Michael Douglas Experienced Anti-Semitism First Hand During European Family Vacation


One of Hollywood’s most loved and respected veteran actors, Michael Douglas, recently published an op-ed piece in the Los Angeles Times, in which he describes suffering anti-Semitism while on a southern European family vacation last summer.

More accurately, according to Douglas, it was his son, Dylan, who was the recipient of some Jew hate. The boy was shouted at by a man who screamed obscenities of a racial nature at the hotel pool, sending Dylan crying to his father.

When Douglas looked at his son and realized he was wearing a star of David around his neck, it dawned on him that the incident may have been anti-Semitic.

Douglas says he then went to speak to the man about the incident, a conversation he said was less than comfortable or pleasant.

He then went to his son, telling him, “Dylan, you just had your first taste of anti-Semitism.”

As Douglas wrote in his enlightening piece, “My father, Kirk Douglas, born Issur Danielovitch, is Jewish. My mother, Diana, is not. I had no formal religious upbringing from either of them, and the two kids I have with Catherine Zeta-Jones are like me, growing up with one parent who is Jewish and one who is not. Several years ago Dylan, through his friends, developed a deep connection to Judaism, and when he started going to Hebrew school and studying for his bar mitzvah, I began to reconnect with the religion of my father. While some Jews believe that not having a Jewish mother makes me not Jewish, I have learned the hard way that those who hate do not make such fine distinctions.”

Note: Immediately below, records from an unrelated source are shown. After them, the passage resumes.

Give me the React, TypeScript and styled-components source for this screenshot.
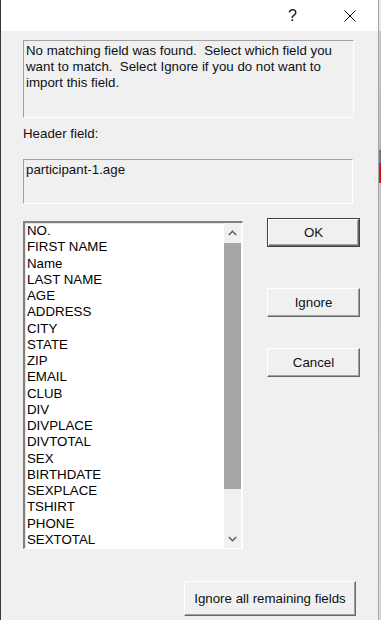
import styled, { createGlobalStyle } from "styled-components";

const GlobalStyle = createGlobalStyle`
  html, body {
    margin: 0;
    padding: 0;
    background: #f0f0f0;
  }
  body {
    font-family: "Liberation Sans", Arial, sans-serif;
    color: #000;
  }
`;

const fields = [
  "NO.",
  "FIRST NAME",
  "Name",
  "LAST NAME",
  "AGE",
  "ADDRESS",
  "CITY",
  "STATE",
  "ZIP",
  "EMAIL",
  "CLUB",
  "DIV",
  "DIVPLACE",
  "DIVTOTAL",
  "SEX",
  "BIRTHDATE",
  "SEXPLACE",
  "TSHIRT",
  "PHONE",
  "SEXTOTAL",
];

export default function App() {
  return (
    <>
      <GlobalStyle />
      <Screen>
        <Dialog>
          <TitleBar>
            <TitleButton>
              <HelpGlyph>?</HelpGlyph>
            </TitleButton>
            <TitleButton>
              <svg width="12" height="12" viewBox="0 0 12 12">
                <path d="M0.5 0.5 L11.5 11.5 M11.5 0.5 L0.5 11.5" stroke="#000" strokeWidth="1" fill="none" />
              </svg>
            </TitleButton>
          </TitleBar>

          <Body>
            <MessageBox>
              No matching field was found.&nbsp; Select which field you want to match.&nbsp; Select Ignore if you do
              not want to import this field.
            </MessageBox>

            <Label>Header field:</Label>
            <HeaderBox>participant-1.age</HeaderBox>

            <PickRow>
              <ListBox>
                <ListItems>
                  {fields.map((f) => (
                    <ListItem key={f}>{f}</ListItem>
                  ))}
                </ListItems>
                <ScrollBar>
                  <ArrowBtn>
                    <svg width="9" height="6" viewBox="0 0 9 6">
                      <path d="M0.8 5 L4.5 1.3 L8.2 5" stroke="#606060" strokeWidth="1.6" fill="none" />
                    </svg>
                  </ArrowBtn>
                  <Track>
                    <Thumb />
                  </Track>
                  <ArrowBtn>
                    <svg width="9" height="6" viewBox="0 0 9 6">
                      <path d="M0.8 1 L4.5 4.7 L8.2 1" stroke="#606060" strokeWidth="1.6" fill="none" />
                    </svg>
                  </ArrowBtn>
                </ScrollBar>
              </ListBox>

              <ButtonCol>
                <DefaultFrame>
                  <Button $w={91} $h={27}>OK</Button>
                </DefaultFrame>
                <Button $w={93} $h={29} $top={41}>
                  Ignore
                </Button>
                <Button $w={93} $h={29} $top={31}>
                  Cancel
                </Button>
              </ButtonCol>
            </PickRow>

            <Footer>
              <Button $w={172} $h={35}>Ignore all remaining fields</Button>
            </Footer>
          </Body>
        </Dialog>
        <Outside />
      </Screen>
    </>
  );
}

const Screen = styled.div`
  display: flex;
  width: 381px;
  height: 620px;
  overflow: hidden;
`;

const Dialog = styled.div`
  width: 379px;
  height: 620px;
  box-sizing: border-box;
  border-left: 1px solid #3a3a3a;
  border-right: 1px solid #a8a8a8;
  background: #f0f0f0;
  display: flex;
  flex-direction: column;
`;

const Outside = styled.div`
  width: 2px;
  height: 620px;
  background: linear-gradient(
    to bottom,
    #e8e8e8 0px,
    #e8e8e8 31px,
    #c8c8c8 31px,
    #b8b8b8 150px,
    #707070 150px,
    #808080 163px,
    #d01818 163px,
    #d01818 183px,
    #c8c8c8 183px,
    #d8d8d8 620px
  );
`;

const TitleBar = styled.div`
  height: 31px;
  background: #fff;
  display: flex;
  justify-content: flex-end;
`;

const TitleButton = styled.div`
  width: 57px;
  height: 31px;
  display: flex;
  align-items: center;
  justify-content: center;
`;

const HelpGlyph = styled.span`
  font-size: 16px;
  line-height: 16px;
  color: #111;
`;

const Body = styled.div`
  flex: 1;
  padding: 9px 0 0 22px;
  display: flex;
  flex-direction: column;
  font-size: 13.3px;
  line-height: 16px;
`;

const Sunken = styled.div`
  box-sizing: border-box;
  border-top: 1px solid #a0a0a0;
  border-left: 1px solid #a0a0a0;
  border-bottom: 1px solid #ffffff;
  border-right: 1px solid #ffffff;
  color: #111;
`;

const MessageBox = styled(Sunken)`
  width: 331px;
  height: 78px;
  padding: 2px 10px 0 2px;
`;

const Label = styled.div`
  margin-top: 8px;
  height: 16px;
  color: #111;
`;

const HeaderBox = styled(Sunken)`
  margin-top: 17px;
  width: 330px;
  height: 45px;
  padding: 2px 2px 0 2px;
`;

const PickRow = styled.div`
  display: flex;
  align-items: flex-start;
  margin-top: 14px;
`;

const ListBox = styled.div`
  box-sizing: border-box;
  width: 220px;
  height: 328px;
  margin-top: 3px;
  background: #fff;
  border-top: 2px solid #808080;
  border-left: 2px solid #808080;
  border-right: 1px solid #ffffff;
  border-bottom: 1px solid #ffffff;
  box-shadow: 1px 1px 0 #e3e3e3 inset;
  display: flex;
`;

const ListItems = styled.div`
  flex: 1;
  padding: 0 0 0 2px;
  overflow: hidden;
`;

const ListItem = styled.div`
  height: 16.25px;
  line-height: 16.25px;
  font-size: 13.3px;
  color: #000;
  white-space: nowrap;
`;

const ScrollBar = styled.div`
  width: 17px;
  background: #f0f0f0;
  display: flex;
  flex-direction: column;
  margin-right: 1px;
`;

const ArrowBtn = styled.div`
  height: 19px;
  display: flex;
  align-items: center;
  justify-content: center;
`;

const Track = styled.div`
  flex: 1;
  padding-top: 1px;
`;

const Thumb = styled.div`
  height: 246px;
  background: #a6a6a6;
`;

const ButtonCol = styled.div`
  display: flex;
  flex-direction: column;
  margin-left: 24px;
`;

const DefaultFrame = styled.div`
  border: 1px solid #404040;
  width: 93px;
  height: 29px;
  box-sizing: border-box;
  display: flex;
`;

const Button = styled.div<{ $w: number; $h: number; $top?: number }>`
  box-sizing: border-box;
  width: ${(p) => p.$w}px;
  height: ${(p) => p.$h}px;
  margin-top: ${(p) => p.$top ?? 0}px;
  background: #f0f0f0;
  border-top: 1px solid #ffffff;
  border-left: 1px solid #ffffff;
  border-right: 1px solid #696969;
  border-bottom: 1px solid #696969;
  box-shadow: -1px -1px 0 #a0a0a0 inset;
  display: flex;
  align-items: center;
  justify-content: center;
  font-size: 13.3px;
  color: #111;
  white-space: nowrap;
`;

const Footer = styled.div`
  display: flex;
  justify-content: flex-end;
  padding-right: 22px;
  margin-top: 32px;
`;
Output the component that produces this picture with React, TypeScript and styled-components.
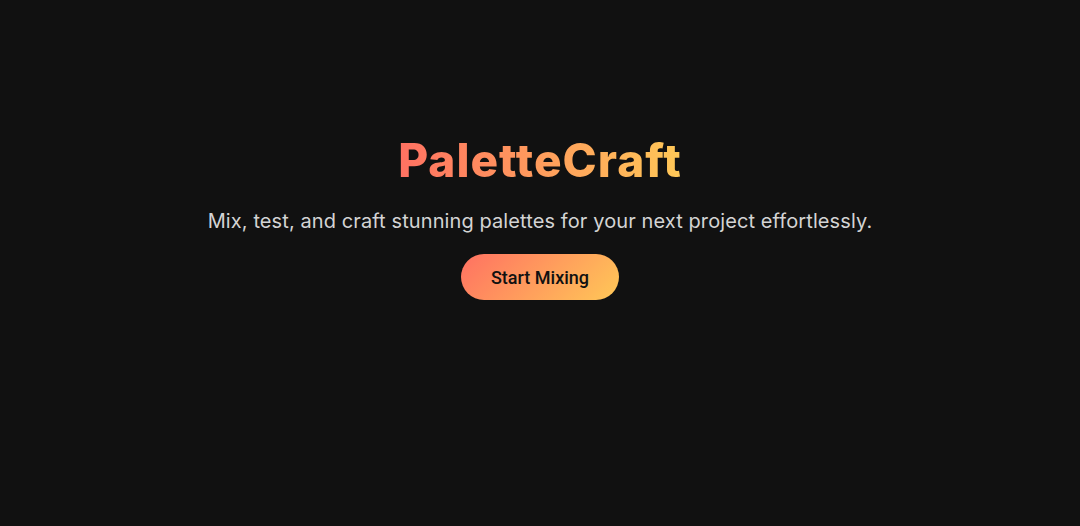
import React from "react";
import styled, { createGlobalStyle } from "styled-components";

const Global = createGlobalStyle`
  html, body { margin: 0; padding: 0; background: #111111; }
  body { font-family: Inter, "Noto Sans", sans-serif; }
`;

const Page = styled.main`
  min-height: 526px;
  display: flex;
  flex-direction: column;
  align-items: center;
  padding-top: 128px;
  box-sizing: border-box;
  text-align: center;
`;

const Title = styled.h1`
  margin: 0;
  font-family: Inter, sans-serif;
  font-weight: 800;
  font-size: 46px;
  line-height: 64px;
  letter-spacing: 1px;
  background: linear-gradient(90deg, #ff7162, #ffc857);
  -webkit-background-clip: text;
  background-clip: text;
  color: transparent;
`;

const Subtitle = styled.p`
  margin: 15px 0 0;
  font-family: Inter, sans-serif;
  font-size: 20px;
  line-height: 28px;
  letter-spacing: 0.1px;
  color: #d4d4d4;
`;

const CTA = styled.button`
  margin-top: 19px;
  width: 158px;
  height: 46px;
  border: none;
  border-radius: 999px;
  background: linear-gradient(135deg, #ff7162, #ffc857);
  font-family: Roboto, sans-serif;
  font-weight: 500;
  font-size: 18px;
  color: #111111;
  cursor: pointer;
`;

export default function App() {
  return (
    <>
      <Global />
      <Page>
        <Title>PaletteCraft</Title>
        <Subtitle>Mix, test, and craft stunning palettes for your next project effortlessly.</Subtitle>
        <CTA>Start Mixing</CTA>
      </Page>
    </>
  );
}
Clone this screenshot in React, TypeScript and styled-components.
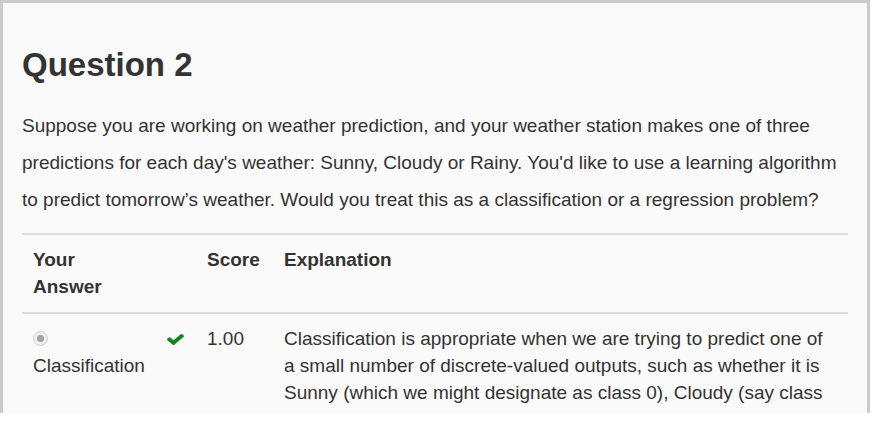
import React from "react";
import styled, { createGlobalStyle } from "styled-components";

const GlobalStyle = createGlobalStyle`
  html, body { margin: 0; padding: 0; background: #ffffff; }
  body {
    font-family: "Liberation Sans", Arial, Helvetica, sans-serif;
    color: #333333;
  }
`;

const Panel = styled.section`
  box-sizing: border-box;
  width: 870px;
  height: 413px;
  overflow: hidden;
  background: #fafafa;
  border: 3px solid #cbcbcb;
  border-bottom: none;
  padding: 44px 19px 0;
`;

const Title = styled.h2`
  margin: 0 0 25px;
  font-size: 33px;
  line-height: 1.1;
  font-weight: 700;
  color: #333333;
`;

const Prompt = styled.p`
  margin: 0 0 15px;
  font-size: 19px;
  line-height: 36.67px;
`;

const Table = styled.table`
  width: 100%;
  border-collapse: collapse;
  table-layout: fixed;
  font-size: 19px;
  line-height: 1.428571;
`;

const HeadCell = styled.th`
  text-align: left;
  font-weight: 700;
  vertical-align: top;
  padding: 11px;
  border-top: 2px solid #dddddd;
  border-bottom: 2px solid #dddddd;
`;

const Cell = styled.td`
  vertical-align: top;
  padding: 11px;
`;

const Radio = styled.input`
  appearance: none;
  -webkit-appearance: none;
  box-sizing: border-box;
  display: inline-block;
  width: 15px;
  height: 15px;
  margin: 0 6px 0 0;
  vertical-align: -1px;
  border-radius: 50%;
  border: 1px solid #cfcfcf;
  background: radial-gradient(circle, #a4a4a4 0 3.3px, #efefef 3.9px);
`;

const CheckIcon = styled.svg`
  display: block;
  margin-top: 9px;
  width: 17px;
  height: 11px;
  fill: #12881a;
`;

export default function App() {
  return (
    <>
      <GlobalStyle />
      <Panel>
        <Title>Question 2</Title>
        <Prompt>
          Suppose you are working on weather prediction, and your weather station makes one of three
          predictions for each day's weather: Sunny, Cloudy or Rainy. You'd like to use a learning
          algorithm to predict tomorrow’s weather. Would you treat this as a classification or a
          regression problem?
        </Prompt>
        <Table>
          <colgroup>
            <col style={{ width: 134 }} />
            <col style={{ width: 40 }} />
            <col style={{ width: 77 }} />
            <col />
          </colgroup>
          <thead>
            <tr>
              <HeadCell>Your Answer</HeadCell>
              <HeadCell />
              <HeadCell>Score</HeadCell>
              <HeadCell>Explanation</HeadCell>
            </tr>
          </thead>
          <tbody>
            <tr>
              <Cell>
                <Radio type="radio" checked disabled readOnly /> Classification
              </Cell>
              <Cell>
                <CheckIcon viewBox="121 334 1550 1188" preserveAspectRatio="none" aria-label="correct">
                  <path d="M1671 566q0 40-28 68l-724 724-136 136q-28 28-68 28t-68-28l-136-136-362-362q-28-28-28-68t28-68l136-136q28-28 68-28t68 28l294 295 656-657q28-28 68-28t68 28l136 136q28 28 28 68z" />
                </CheckIcon>
              </Cell>
              <Cell>1.00</Cell>
              <Cell>
                Classification is appropriate when we are trying to predict one of a small number of
                discrete-valued outputs, such as whether it is Sunny (which we might designate as class
                0), Cloudy (say class 1) or Rainy (class 2).
              </Cell>
            </tr>
          </tbody>
        </Table>
      </Panel>
    </>
  );
}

Douglas went on to explain what he sees as the three main reasons for the recent resurgence of anti-Semitism. First is that Jew hate also heightens when the economy is bad, and second is the world’s irrational and misplaced hatred of Israel vis-a-vis the Palestinian issue. And the third, according to Douglas, is a question of demographics, with Europe being home to 25 million to 30 million Muslims.

In conclusion, Michael Douglas wrote that his son, Dylan, is strong and therefore wasn’t too affected by the incident at the pool.

As he said about Dylan, “[N]ow he too has learned of the dangers that he as a Jew must face. It’s a lesson that I wish I didn’t have to teach him, a lesson I hope he will never have to teach his children.”